Podcast Pro: Adam Levin
🎙️ What he does: Adam is the manager of Chuck Levin’s Washington Music Center and is the founder of Podcast Outfitters, which specializes in podcast equipment.

💡 Key quote: “They gravitate towards one thing and another thing and I see what the consumer behaviors [are] as it’s evolved. Cameras are not the requirement anymore for everybody, it just depends on how you create and how you’re doing it.”

👋 Where to find him: LinkedIn | Twitter | Instagram

Tips for Podcasters
Top takeaways from the episode

⭐ Having a podcast website that you can control is important. Create a website that you can use to engage with your audience directly. Relying solely on outside distribution channels to reach your audience isn’t a good strategy, because it takes the control out of your hands.

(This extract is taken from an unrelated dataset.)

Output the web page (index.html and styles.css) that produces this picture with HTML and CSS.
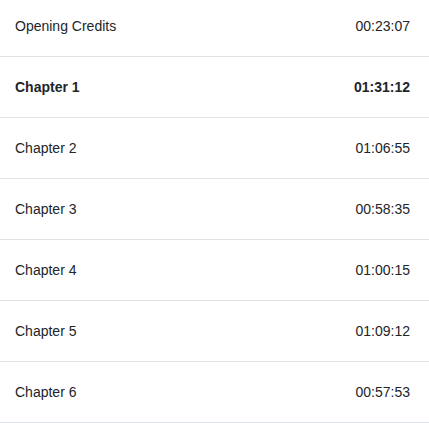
FILE: index.html
```html
<!DOCTYPE html>
<html>
<head>
<meta charset="utf-8">
<link rel="stylesheet" href="styles.css">
</head>
<body>
<ul class="list">
  <li class="row"><span>Opening Credits</span><span>00:23:07</span></li>
  <li class="row active"><span>Chapter 1</span><span>01:31:12</span></li>
  <li class="row"><span>Chapter 2</span><span>01:06:55</span></li>
  <li class="row"><span>Chapter 3</span><span>00:58:35</span></li>
  <li class="row"><span>Chapter 4</span><span>01:00:15</span></li>
  <li class="row"><span>Chapter 5</span><span>01:09:12</span></li>
  <li class="row"><span>Chapter 6</span><span>00:57:53</span></li>
</ul>
</body>
</html>
```
FILE: styles.css
```css
html, body {
  margin: 0;
  padding: 0;
  background: #fff;
}
body {
  font-family: "Liberation Sans", Arial, sans-serif;
  font-size: 14px;
  color: #212529;
  overflow: hidden;
}
.list {
  list-style: none;
  margin: -4px 0 0 0;
  padding: 0;
}
.row {
  display: flex;
  justify-content: space-between;
  align-items: center;
  height: 60px;
  padding: 0 19px 0 15px;
  border-bottom: 1px solid #dee2e6;
}
.row.active {
  font-weight: bold;
}
```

⭐ Use tools that allow you to focus on the content. Don’t spend 10 hours editing an episode when a professional could have done it in 40 minutes just because it’s free. “You got to know when to hold them, and when to fold them.”

⭐ Have guests provide their information to automate processes. Scrolling through social media profiles trying to find your guest isn’t a good use of time. Users of Podpage went crazy over a new feature that allowed them to send a form for their guests to fill out their own information.

⭐ Don’t rely on apps to get your podcast discovered. Content creators often believe it’s the responsibility of the app to help listeners discover you — but it’s not. Creators should focus on building their own platform through creating great content, engaging with people using social media, driving people to your website and signing them up for your newsletter.

Episode Highlights
Inflection points from the show

00:05:15 Audience connection: Brenden talks about where he got the idea for Podpage, and the importance of having a website for a podcast in order to have a “direct connection to your audience and not relying on Apple and Google and Spotify.”

00:06:23 The simplicity: When Brenden discovered how podcasts are syndicated, he realized how easy it would be to create a podcast website builder.

00:12:20 Focus on content: Brenden sees many people who are so focused on getting a specific mic or their home podcast studio set up perfectly that they never end up launching the podcast. “If the content is good, everything else will be fine.”

00:13:47 Keeping it simple: Brenden discusses which features he’s chosen to focus on building for Podpage and why he limits customization. “If we go that direction then people who find it simple will no longer find it simple.”

00:18:08 To embed or not to embed: The discussion turns toward the difficulty of connecting a Podpage website with a WordPress website, and the question of whether someone wants the podcast to be its own brand, or a part of another brand.

00:26:01 Template for success: Brenden talks about a feature on Podpage that allows hosts to send a form for their guest to fill out all of their information, and the hosts discuss how it saves hosts time.

00:34:33 Industry trends: With people increasingly living lives similar to what it was like before the pandemic, Adam asks about trends as the world is returning to somewhat normal since the pandemic began, and Brenden talks about experimentations in different spaces, canceled podcasts, and how the open garden of podcasting is changing.

00:36:59 How to get discovered: The conversation turns to discoverability, and the expectation that another company should be responsible for bringing a podcast to the right listeners.